From the listing that follows, output everything exactly except the pictures.

[DATA LINES start]

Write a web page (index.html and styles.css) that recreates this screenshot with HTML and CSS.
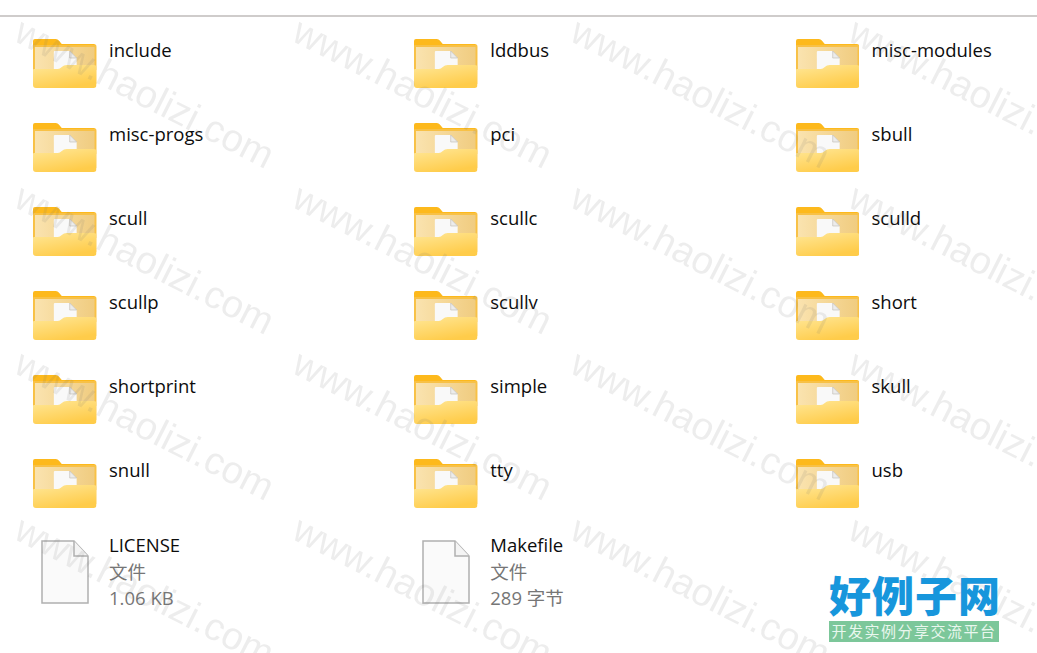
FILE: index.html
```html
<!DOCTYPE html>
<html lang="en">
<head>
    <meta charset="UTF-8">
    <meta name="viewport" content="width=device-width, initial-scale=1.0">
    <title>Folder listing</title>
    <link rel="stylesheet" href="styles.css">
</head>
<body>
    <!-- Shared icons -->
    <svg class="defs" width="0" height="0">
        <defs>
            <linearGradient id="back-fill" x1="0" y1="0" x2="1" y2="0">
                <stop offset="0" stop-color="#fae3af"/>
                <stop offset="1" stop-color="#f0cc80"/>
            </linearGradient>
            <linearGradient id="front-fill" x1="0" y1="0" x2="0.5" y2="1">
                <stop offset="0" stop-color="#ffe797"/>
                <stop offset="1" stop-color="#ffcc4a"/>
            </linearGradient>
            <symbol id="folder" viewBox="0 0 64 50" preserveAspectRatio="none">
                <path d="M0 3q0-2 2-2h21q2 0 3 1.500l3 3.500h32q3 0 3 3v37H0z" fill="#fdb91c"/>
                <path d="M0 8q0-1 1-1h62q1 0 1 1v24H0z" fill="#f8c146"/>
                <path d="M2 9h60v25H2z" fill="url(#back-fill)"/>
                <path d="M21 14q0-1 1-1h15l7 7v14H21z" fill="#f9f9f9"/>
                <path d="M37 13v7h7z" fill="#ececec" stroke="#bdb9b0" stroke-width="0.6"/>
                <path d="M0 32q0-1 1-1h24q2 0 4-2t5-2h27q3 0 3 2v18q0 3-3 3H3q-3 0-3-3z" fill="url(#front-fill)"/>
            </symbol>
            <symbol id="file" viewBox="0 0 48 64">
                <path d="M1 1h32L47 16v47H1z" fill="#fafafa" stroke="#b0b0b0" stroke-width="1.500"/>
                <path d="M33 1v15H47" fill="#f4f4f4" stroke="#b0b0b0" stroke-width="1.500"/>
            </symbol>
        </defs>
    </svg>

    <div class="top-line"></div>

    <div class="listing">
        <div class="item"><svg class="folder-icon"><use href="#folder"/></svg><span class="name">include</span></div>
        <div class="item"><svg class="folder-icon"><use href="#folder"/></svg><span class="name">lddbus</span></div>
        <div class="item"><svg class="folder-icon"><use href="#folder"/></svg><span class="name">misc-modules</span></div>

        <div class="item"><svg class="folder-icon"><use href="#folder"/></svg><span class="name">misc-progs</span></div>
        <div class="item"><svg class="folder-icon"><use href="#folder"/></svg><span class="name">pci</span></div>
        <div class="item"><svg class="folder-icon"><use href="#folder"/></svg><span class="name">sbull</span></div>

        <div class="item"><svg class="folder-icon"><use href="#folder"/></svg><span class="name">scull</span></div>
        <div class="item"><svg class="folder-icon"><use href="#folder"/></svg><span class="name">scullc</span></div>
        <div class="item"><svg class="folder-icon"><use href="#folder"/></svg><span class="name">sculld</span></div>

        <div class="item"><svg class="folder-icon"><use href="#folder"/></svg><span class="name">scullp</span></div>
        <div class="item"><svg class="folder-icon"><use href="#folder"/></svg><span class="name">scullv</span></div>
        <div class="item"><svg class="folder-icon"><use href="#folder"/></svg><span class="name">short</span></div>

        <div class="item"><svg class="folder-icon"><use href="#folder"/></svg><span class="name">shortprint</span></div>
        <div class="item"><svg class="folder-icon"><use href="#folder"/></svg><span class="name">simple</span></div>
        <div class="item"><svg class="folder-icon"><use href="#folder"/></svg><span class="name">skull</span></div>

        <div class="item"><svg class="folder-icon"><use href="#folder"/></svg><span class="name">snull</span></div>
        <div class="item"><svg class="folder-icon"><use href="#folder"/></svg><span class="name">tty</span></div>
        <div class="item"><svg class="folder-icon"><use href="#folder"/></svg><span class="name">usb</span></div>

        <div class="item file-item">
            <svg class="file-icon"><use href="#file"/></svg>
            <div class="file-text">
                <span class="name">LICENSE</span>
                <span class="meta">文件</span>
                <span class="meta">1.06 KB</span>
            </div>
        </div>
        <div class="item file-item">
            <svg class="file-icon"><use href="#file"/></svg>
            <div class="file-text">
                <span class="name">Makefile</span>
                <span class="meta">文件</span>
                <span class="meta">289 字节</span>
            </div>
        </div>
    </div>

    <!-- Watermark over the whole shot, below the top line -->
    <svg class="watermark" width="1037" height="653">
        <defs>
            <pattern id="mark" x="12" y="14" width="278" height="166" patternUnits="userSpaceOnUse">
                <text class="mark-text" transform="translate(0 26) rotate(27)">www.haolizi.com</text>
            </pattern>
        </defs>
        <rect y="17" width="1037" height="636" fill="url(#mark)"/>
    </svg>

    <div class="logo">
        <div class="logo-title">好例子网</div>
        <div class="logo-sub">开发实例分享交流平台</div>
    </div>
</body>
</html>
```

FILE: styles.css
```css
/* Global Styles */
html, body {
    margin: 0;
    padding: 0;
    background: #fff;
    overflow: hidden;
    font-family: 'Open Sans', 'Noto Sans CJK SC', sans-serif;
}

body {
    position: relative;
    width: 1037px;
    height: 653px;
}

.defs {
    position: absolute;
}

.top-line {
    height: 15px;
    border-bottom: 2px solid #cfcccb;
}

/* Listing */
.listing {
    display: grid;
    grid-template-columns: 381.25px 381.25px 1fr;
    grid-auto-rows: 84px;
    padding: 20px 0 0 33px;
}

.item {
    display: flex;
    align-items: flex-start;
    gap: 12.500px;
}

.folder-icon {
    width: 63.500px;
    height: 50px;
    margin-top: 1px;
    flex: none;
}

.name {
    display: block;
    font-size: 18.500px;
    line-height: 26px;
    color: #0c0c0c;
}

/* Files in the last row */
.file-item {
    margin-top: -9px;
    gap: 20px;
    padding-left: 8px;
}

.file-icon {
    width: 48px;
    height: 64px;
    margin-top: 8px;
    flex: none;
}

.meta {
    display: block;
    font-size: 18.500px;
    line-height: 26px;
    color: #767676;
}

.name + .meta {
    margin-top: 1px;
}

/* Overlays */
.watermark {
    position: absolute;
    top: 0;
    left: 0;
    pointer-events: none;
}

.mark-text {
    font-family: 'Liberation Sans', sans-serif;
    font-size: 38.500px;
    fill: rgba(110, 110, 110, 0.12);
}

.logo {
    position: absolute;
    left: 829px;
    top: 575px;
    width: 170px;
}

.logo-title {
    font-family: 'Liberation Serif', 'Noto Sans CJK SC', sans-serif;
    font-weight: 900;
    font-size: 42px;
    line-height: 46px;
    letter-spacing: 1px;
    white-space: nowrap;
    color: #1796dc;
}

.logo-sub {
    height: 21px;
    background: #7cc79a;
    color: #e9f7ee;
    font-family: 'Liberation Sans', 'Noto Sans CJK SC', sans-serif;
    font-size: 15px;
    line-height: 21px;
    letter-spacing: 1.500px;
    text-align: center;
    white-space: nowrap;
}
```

[DATA LINES end]

* TASK OUTPUT:
Write a web page (index.html and styles.css) that recreates this screenshot with HTML and CSS.
FILE: index.html
```html
<!DOCTYPE html>
<html lang="en">
<head>
    <meta charset="UTF-8">
    <meta name="viewport" content="width=device-width, initial-scale=1.0">
    <title>Folder listing</title>
    <link rel="stylesheet" href="styles.css">
</head>
<body>
    <!-- Shared icons -->
    <svg class="defs" width="0" height="0">
        <defs>
            <linearGradient id="back-fill" x1="0" y1="0" x2="1" y2="0">
                <stop offset="0" stop-color="#fae3af"/>
                <stop offset="1" stop-color="#f0cc80"/>
            </linearGradient>
            <linearGradient id="front-fill" x1="0" y1="0" x2="0.5" y2="1">
                <stop offset="0" stop-color="#ffe797"/>
                <stop offset="1" stop-color="#ffcc4a"/>
            </linearGradient>
            <symbol id="folder" viewBox="0 0 64 50" preserveAspectRatio="none">
                <path d="M0 3q0-2 2-2h21q2 0 3 1.500l3 3.500h32q3 0 3 3v37H0z" fill="#fdb91c"/>
                <path d="M0 8q0-1 1-1h62q1 0 1 1v24H0z" fill="#f8c146"/>
                <path d="M2 9h60v25H2z" fill="url(#back-fill)"/>
                <path d="M21 14q0-1 1-1h15l7 7v14H21z" fill="#f9f9f9"/>
                <path d="M37 13v7h7z" fill="#ececec" stroke="#bdb9b0" stroke-width="0.6"/>
                <path d="M0 32q0-1 1-1h24q2 0 4-2t5-2h27q3 0 3 2v18q0 3-3 3H3q-3 0-3-3z" fill="url(#front-fill)"/>
            </symbol>
            <symbol id="file" viewBox="0 0 48 64">
                <path d="M1 1h32L47 16v47H1z" fill="#fafafa" stroke="#b0b0b0" stroke-width="1.500"/>
                <path d="M33 1v15H47" fill="#f4f4f4" stroke="#b0b0b0" stroke-width="1.500"/>
            </symbol>
        </defs>
    </svg>

    <div class="top-line"></div>

    <div class="listing">
        <div class="item"><svg class="folder-icon"><use href="#folder"/></svg><span class="name">include</span></div>
        <div class="item"><svg class="folder-icon"><use href="#folder"/></svg><span class="name">lddbus</span></div>
        <div class="item"><svg class="folder-icon"><use href="#folder"/></svg><span class="name">misc-modules</span></div>

        <div class="item"><svg class="folder-icon"><use href="#folder"/></svg><span class="name">misc-progs</span></div>
        <div class="item"><svg class="folder-icon"><use href="#folder"/></svg><span class="name">pci</span></div>
        <div class="item"><svg class="folder-icon"><use href="#folder"/></svg><span class="name">sbull</span></div>

        <div class="item"><svg class="folder-icon"><use href="#folder"/></svg><span class="name">scull</span></div>
        <div class="item"><svg class="folder-icon"><use href="#folder"/></svg><span class="name">scullc</span></div>
        <div class="item"><svg class="folder-icon"><use href="#folder"/></svg><span class="name">sculld</span></div>

        <div class="item"><svg class="folder-icon"><use href="#folder"/></svg><span class="name">scullp</span></div>
        <div class="item"><svg class="folder-icon"><use href="#folder"/></svg><span class="name">scullv</span></div>
        <div class="item"><svg class="folder-icon"><use href="#folder"/></svg><span class="name">short</span></div>

        <div class="item"><svg class="folder-icon"><use href="#folder"/></svg><span class="name">shortprint</span></div>
        <div class="item"><svg class="folder-icon"><use href="#folder"/></svg><span class="name">simple</span></div>
        <div class="item"><svg class="folder-icon"><use href="#folder"/></svg><span class="name">skull</span></div>

        <div class="item"><svg class="folder-icon"><use href="#folder"/></svg><span class="name">snull</span></div>
        <div class="item"><svg class="folder-icon"><use href="#folder"/></svg><span class="name">tty</span></div>
        <div class="item"><svg class="folder-icon"><use href="#folder"/></svg><span class="name">usb</span></div>

        <div class="item file-item">
            <svg class="file-icon"><use href="#file"/></svg>
            <div class="file-text">
                <span class="name">LICENSE</span>
                <span class="meta">文件</span>
                <span class="meta">1.06 KB</span>
            </div>
        </div>
        <div class="item file-item">
            <svg class="file-icon"><use href="#file"/></svg>
            <div class="file-text">
                <span class="name">Makefile</span>
                <span class="meta">文件</span>
                <span class="meta">289 字节</span>
            </div>
        </div>
    </div>

    <!-- Watermark over the whole shot, below the top line -->
    <svg class="watermark" width="1037" height="653">
        <defs>
            <pattern id="mark" x="12" y="14" width="278" height="166" patternUnits="userSpaceOnUse">
                <text class="mark-text" transform="translate(0 26) rotate(27)">www.haolizi.com</text>
            </pattern>
        </defs>
        <rect y="17" width="1037" height="636" fill="url(#mark)"/>
    </svg>

    <div class="logo">
        <div class="logo-title">好例子网</div>
        <div class="logo-sub">开发实例分享交流平台</div>
    </div>
</body>
</html>
```

FILE: styles.css
```css
/* Global Styles */
html, body {
    margin: 0;
    padding: 0;
    background: #fff;
    overflow: hidden;
    font-family: 'Open Sans', 'Noto Sans CJK SC', sans-serif;
}

body {
    position: relative;
    width: 1037px;
    height: 653px;
}

.defs {
    position: absolute;
}

.top-line {
    height: 15px;
    border-bottom: 2px solid #cfcccb;
}

/* Listing */
.listing {
    display: grid;
    grid-template-columns: 381.25px 381.25px 1fr;
    grid-auto-rows: 84px;
    padding: 20px 0 0 33px;
}

.item {
    display: flex;
    align-items: flex-start;
    gap: 12.500px;
}

.folder-icon {
    width: 63.500px;
    height: 50px;
    margin-top: 1px;
    flex: none;
}

.name {
    display: block;
    font-size: 18.500px;
    line-height: 26px;
    color: #0c0c0c;
}

/* Files in the last row */
.file-item {
    margin-top: -9px;
    gap: 20px;
    padding-left: 8px;
}

.file-icon {
    width: 48px;
    height: 64px;
    margin-top: 8px;
    flex: none;
}

.meta {
    display: block;
    font-size: 18.500px;
    line-height: 26px;
    color: #767676;
}

.name + .meta {
    margin-top: 1px;
}

/* Overlays */
.watermark {
    position: absolute;
    top: 0;
    left: 0;
    pointer-events: none;
}

.mark-text {
    font-family: 'Liberation Sans', sans-serif;
    font-size: 38.500px;
    fill: rgba(110, 110, 110, 0.12);
}

.logo {
    position: absolute;
    left: 829px;
    top: 575px;
    width: 170px;
}

.logo-title {
    font-family: 'Liberation Serif', 'Noto Sans CJK SC', sans-serif;
    font-weight: 900;
    font-size: 42px;
    line-height: 46px;
    letter-spacing: 1px;
    white-space: nowrap;
    color: #1796dc;
}

.logo-sub {
    height: 21px;
    background: #7cc79a;
    color: #e9f7ee;
    font-family: 'Liberation Sans', 'Noto Sans CJK SC', sans-serif;
    font-size: 15px;
    line-height: 21px;
    letter-spacing: 1.500px;
    text-align: center;
    white-space: nowrap;
}
```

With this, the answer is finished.